I am praising God because the Lord has given me a new song. God is faithful and his grace and mercy endures forever.
Over the past months, the difficulties of life dwelled at my door– I was stroked with a life-threatening situation. The thought of dealing with the situation clouded my vision.
Fear began to creep in as I contemplated the worst in each option; which wasn’t many. My heart sank as I began to remember all of the losses I have experienced – particularly those of my mother, Aunt Sarah, my Grandmother, and my father– and the grief that each of those losses brought to my life. I thought about my sisters, family and loved ones and what pain I would cause them if I didn’t hold on. My dreams and aspirations seemed too important to not be fulfilled whilst my life flashed before my eyes. My sense of feminism & identity left, confusion and fear stuck around and I was flat on my face.

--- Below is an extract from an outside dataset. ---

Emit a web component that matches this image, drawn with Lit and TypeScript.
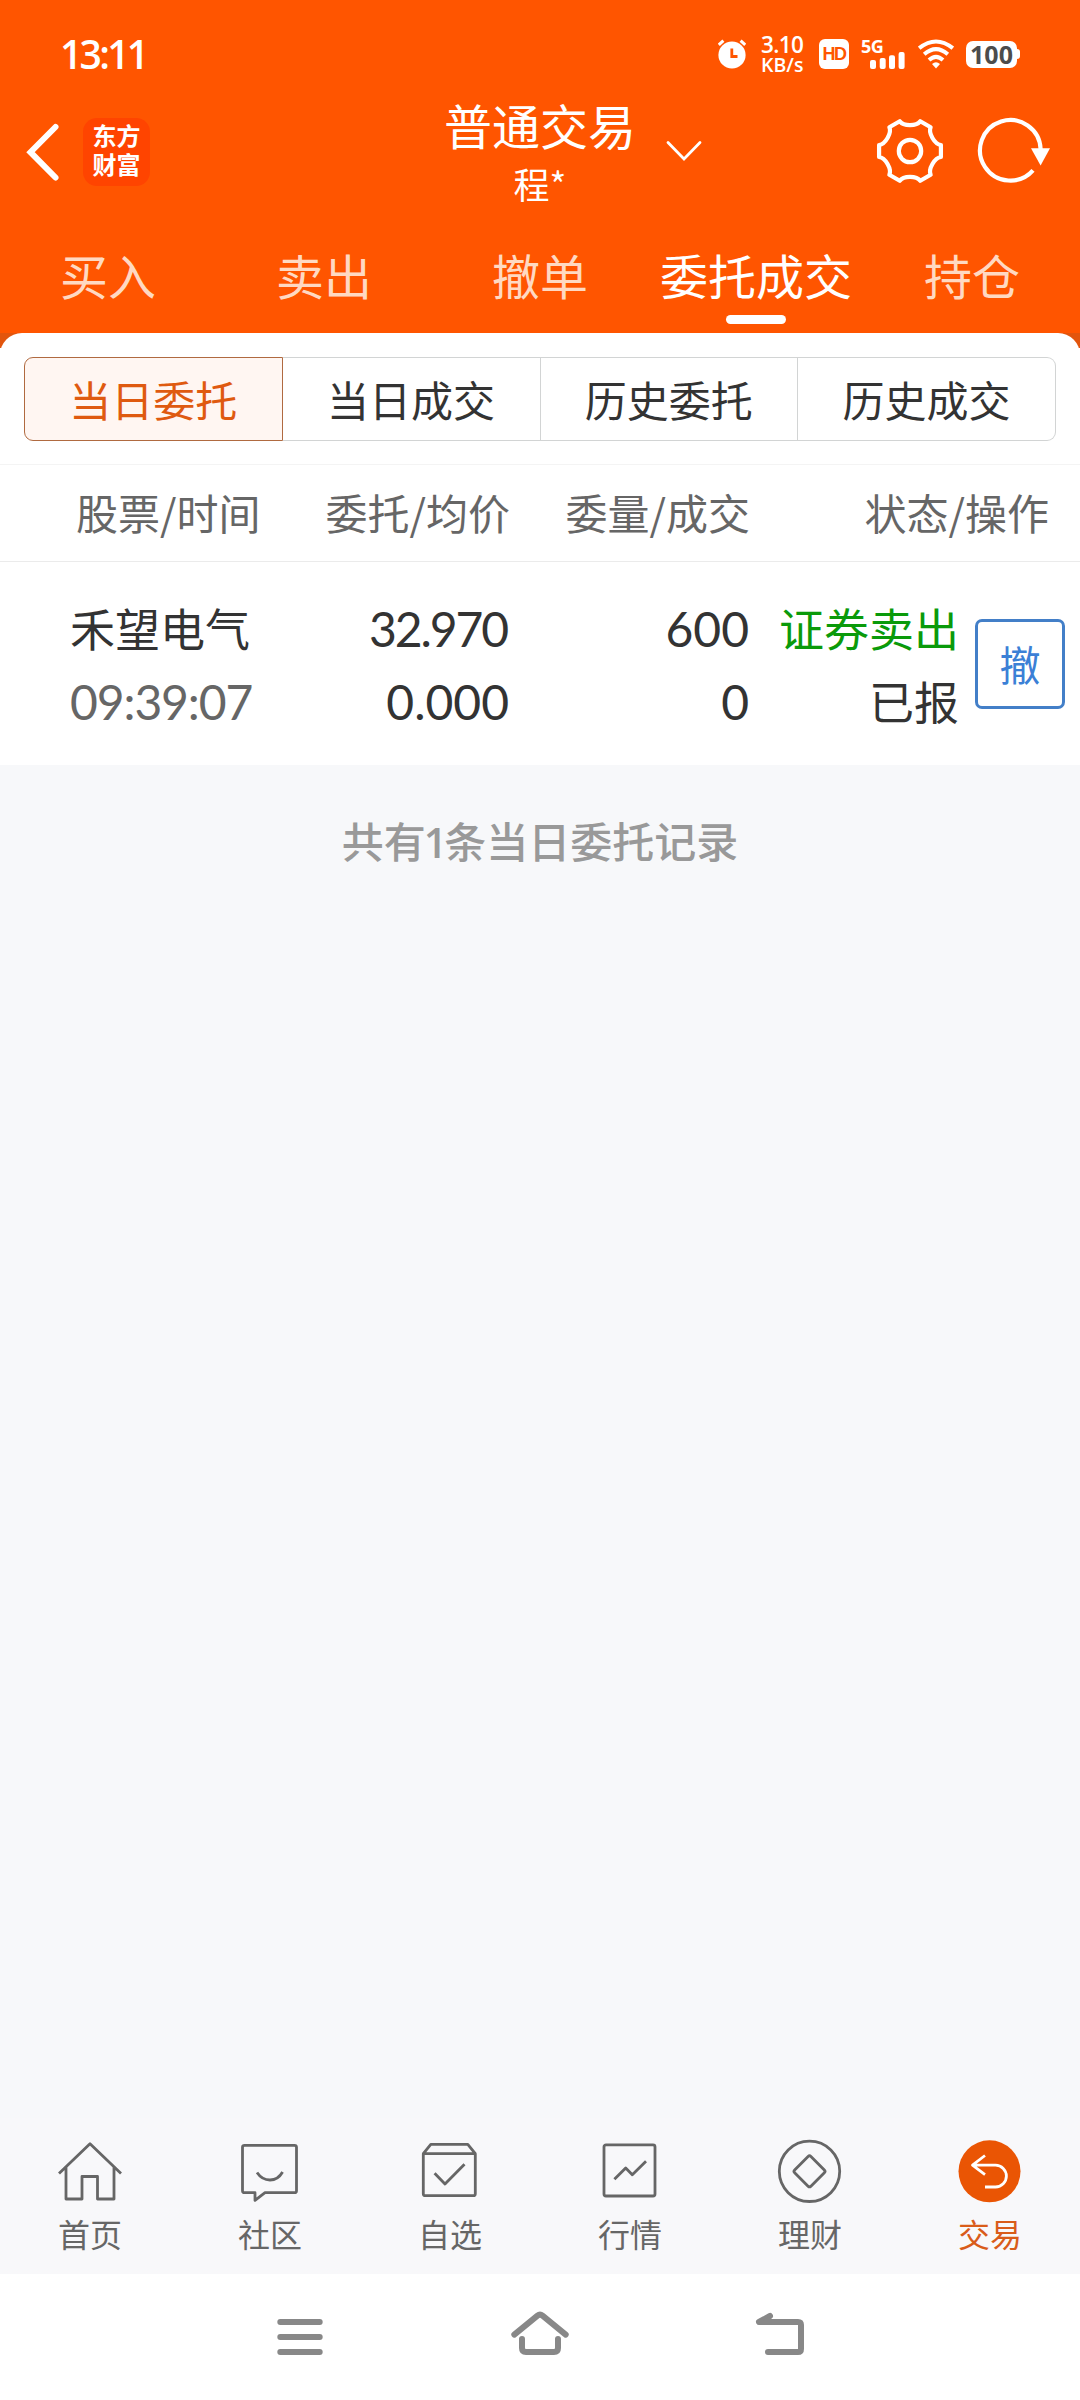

It felt like the world was collapsing beneath my feet, I had to fight, but I needed a plan and I had to restore my attitude. When all attempts failed I turned to God and began to praise him – to remind myself that God is with me, no matter what I’m facing.
Pain, hurt, disappointment, loneliness, anger– all these forces can cause a person to want to let go of (or even lose) their faith.
But I am thankful for my faith that was strong enough to help me recognize that God is always ready to hold me in any situation if I would just allow him.
As my life hung to a tiny thread of hope, money had no value, and all options were exhausted. I had to find a way to work through my unsettling feelings, so I began with a prayer “Lord, I’m sorry! Have mercy”.
I made a personal connection with God, acknowledging that he alone could change my situation. I gave my burdens to him. He became the source of my strength. Thereafter, my praise grew– God became a stronghold that kept me standing against the crashing waves and raging winds of my dark storm!
From prayer, I went to a song. For me, music has always been a source of relief. I was set to a gospel song “God with Us” by Jesus Culture (I played it on repeat).
As I listened to the song, I began to long for God with all of my being. I found myself singing along and praising God for the gift of life. I was reassured of God’s love for me and it’s comforting to know that God is able.
I not ashamed to admit that the situation drew me closer to God. And I was determined to continue to walk with him during the process, because I knew that he would turn the situation around for my good and my praise would lead to comfort and contentment.
Praising God made became very useful and important to me. As I praise God, it reminded me of his greatness and it reinforced my understanding of his power and presence in my life. My praise began to discharge strength to my faith and started transforming my spiritual environment. When I wasn’t expecting it, God moved and turned the situation around for my good and gave me a second chance at life. This life I live now is not my own but God’s.
Regardless of how we praise (with our physical bodies, with our hearts and minds, and with our deeds) the result is always the same: an awe of God’s power, grace, and love for all of humanity.
When we walk in joy and praise, knowing that we are dependents on God, He shows up when you least expect.